The Downtown Seattle Association added, in a statement, “In defunding SPD, the council moved with speed and pettiness rather than with precision and thoughtfulness. Decisions critical to public safety require stating the desired results and working with the community to figure out how to get there. This Council focused largely on an abstract pledge and not a concrete plan--which is why the federal judge charged with overseeing the consent decree has expressed his strong concerns.”
Councilmember Sawant shared a statement after voting against the complex package of budget cuts. She had previously pushed for much larger cuts to police spending. Her statement said, in part:
“Today I voted against what is euphemistically called the City Council’s ‘Balancing Package’ to the 2020 budget, because the only balancing that is happening is on the backs of working people, especially in Black and Brown communities.

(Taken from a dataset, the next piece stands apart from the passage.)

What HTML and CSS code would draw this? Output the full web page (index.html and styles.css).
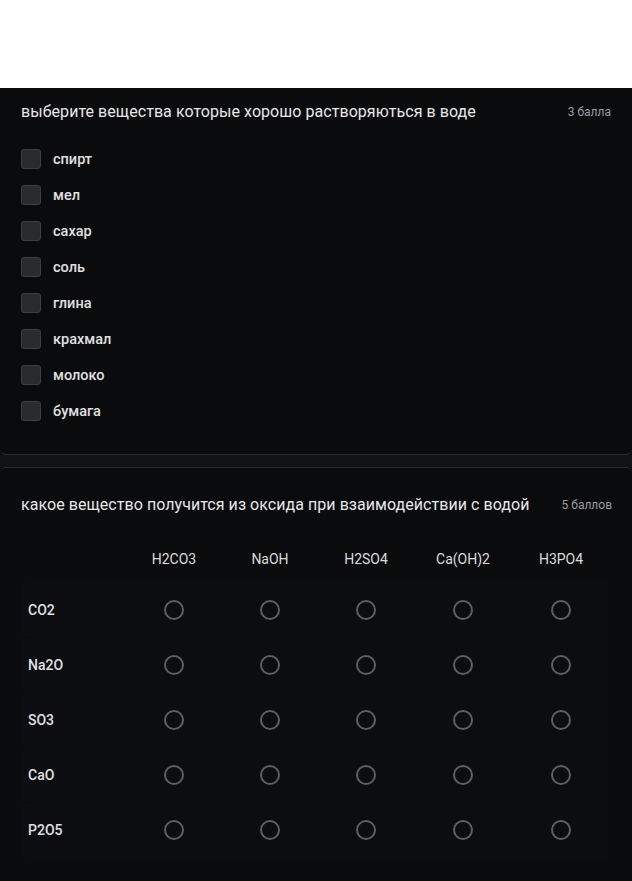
FILE: index.html
```html
<!DOCTYPE html>
<html lang="ru">
<head>
<meta charset="utf-8">
<title>Форма</title>
<link rel="stylesheet" href="styles.css">
</head>
<body>
<div class="top"></div>
<section class="card card-first">
  <div class="q-head">
    <div class="q-title">выберите вещества которые хорошо растворяються в воде</div>
    <div class="q-points">3 балла</div>
  </div>
  <ul class="options">
    <li class="option"><span class="box"></span><span class="opt-label">спирт</span></li>
    <li class="option"><span class="box"></span><span class="opt-label">мел</span></li>
    <li class="option"><span class="box"></span><span class="opt-label">сахар</span></li>
    <li class="option"><span class="box"></span><span class="opt-label">соль</span></li>
    <li class="option"><span class="box"></span><span class="opt-label">глина</span></li>
    <li class="option"><span class="box"></span><span class="opt-label">крахмал</span></li>
    <li class="option"><span class="box"></span><span class="opt-label">молоко</span></li>
    <li class="option"><span class="box"></span><span class="opt-label">бумага</span></li>
  </ul>
</section>
<div class="gap"></div>
<section class="card card-second">
  <div class="q-head">
    <div class="q-title">какое вещество получится из оксида при взаимодействии с водой</div>
    <div class="q-points">5 баллов</div>
  </div>
  <div class="grid">
    <div class="grid-head">
      <div class="cell-label"></div>
      <div class="cell">H2CO3</div>
      <div class="cell">NaOH</div>
      <div class="cell">H2SO4</div>
      <div class="cell">Ca(OH)2</div>
      <div class="cell">H3PO4</div>
    </div>
    <div class="grid-row">
      <div class="cell-label">CO2</div>
      <div class="cell"><span class="radio"></span></div>
      <div class="cell"><span class="radio"></span></div>
      <div class="cell"><span class="radio"></span></div>
      <div class="cell"><span class="radio"></span></div>
      <div class="cell"><span class="radio"></span></div>
    </div>
    <div class="grid-row">
      <div class="cell-label">Na2O</div>
      <div class="cell"><span class="radio"></span></div>
      <div class="cell"><span class="radio"></span></div>
      <div class="cell"><span class="radio"></span></div>
      <div class="cell"><span class="radio"></span></div>
      <div class="cell"><span class="radio"></span></div>
    </div>
    <div class="grid-row">
      <div class="cell-label">SO3</div>
      <div class="cell"><span class="radio"></span></div>
      <div class="cell"><span class="radio"></span></div>
      <div class="cell"><span class="radio"></span></div>
      <div class="cell"><span class="radio"></span></div>
      <div class="cell"><span class="radio"></span></div>
    </div>
    <div class="grid-row">
      <div class="cell-label">CaO</div>
      <div class="cell"><span class="radio"></span></div>
      <div class="cell"><span class="radio"></span></div>
      <div class="cell"><span class="radio"></span></div>
      <div class="cell"><span class="radio"></span></div>
      <div class="cell"><span class="radio"></span></div>
    </div>
    <div class="grid-row">
      <div class="cell-label">P2O5</div>
      <div class="cell"><span class="radio"></span></div>
      <div class="cell"><span class="radio"></span></div>
      <div class="cell"><span class="radio"></span></div>
      <div class="cell"><span class="radio"></span></div>
      <div class="cell"><span class="radio"></span></div>
    </div>
  </div>
</section>
</body>
</html>
```
FILE: styles.css
```css
html, body {
  margin: 0;
  padding: 0;
}
body {
  background: #0a0b0d;
  font-family: Roboto, "Noto Sans", "Liberation Sans", sans-serif;
  color: #e4e4e4;
  height: 881px;
  overflow: hidden;
}
.top {
  height: 88px;
  background: #ffffff;
}
.card {
  background: #0a0b0d;
  padding: 0 21px 0 21px;
}
.card-first {
  height: 367px;
  padding-top: 12px;
  box-sizing: border-box;
  border-bottom: 1px solid #2a2b2e;
  border-radius: 0 0 6px 6px;
}
.gap {
  height: 12px;
  background: #121316;
}
.card-second {
  border-top: 1px solid #2a2b2e;
  border-radius: 6px 6px 0 0;
  padding-top: 25px;
  padding-right: 20px;
  padding-left: 22px;
  height: 414px;
  box-sizing: border-box;
}
.q-head {
  display: flex;
  justify-content: space-between;
  align-items: center;
  height: 24px;
}
.q-title {
  font-size: 16px;
  line-height: 24px;
  color: #e8e8e8;
  letter-spacing: 0.05px;
}
.card-second .q-title {
  margin-left: -1px;
}
.q-points {
  font-size: 12px;
  color: #9a9ca0;
  line-height: 24px;
}
.options {
  list-style: none;
  margin: 17px 0 0 0;
  padding: 0;
}
.option {
  display: flex;
  align-items: center;
  height: 36px;
  gap: 12px;
}
.box {
  width: 18px;
  height: 18px;
  border: 1px solid #3d3e41;
  border-radius: 3px;
  background: #2a2b2e;
}
.opt-label {
  font-size: 14.5px;
  font-weight: 500;
  color: #e0e0e0;
}
.grid {
  margin-top: 19px;
  display: flex;
  flex-direction: column;
  gap: 1px;
}
.grid-head,
.grid-row {
  display: grid;
  grid-template-columns: 104px 96px 96px 96px 98px 98px 1fr;
  align-items: center;
}
.grid-head {
  height: 46px;
}
.grid-row {
  height: 54px;
  background: #0c0d10;
  border-radius: 4px;
}
.cell {
  display: flex;
  justify-content: center;
  align-items: center;
  font-size: 14px;
  color: #dcdcdc;
}
.cell-label {
  padding-left: 6px;
  font-size: 14px;
  font-weight: 500;
  color: #e0e0e0;
}
.radio {
  width: 16px;
  height: 16px;
  border: 2px solid #5e5f62;
  border-radius: 50%;
}
```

This budget fails working people.
This budget fails because it cuts tens of millions of dollars from the essential work of the city across departments like parks, roads, and libraries, rather than increase the Amazon tax on the wealthiest in our city in order to eliminate the need for austerity.
This budget fails to address the systemic racism of policing, trimming only $3 million from the bloated department’s remaining 2020 budget of $170 million just weeks after 6 of the 8 other Councilmembers publicly declared they would support defunding SPD by 50 percent, as our Peoples Budget and the Justice for George Floyd movement have demanded."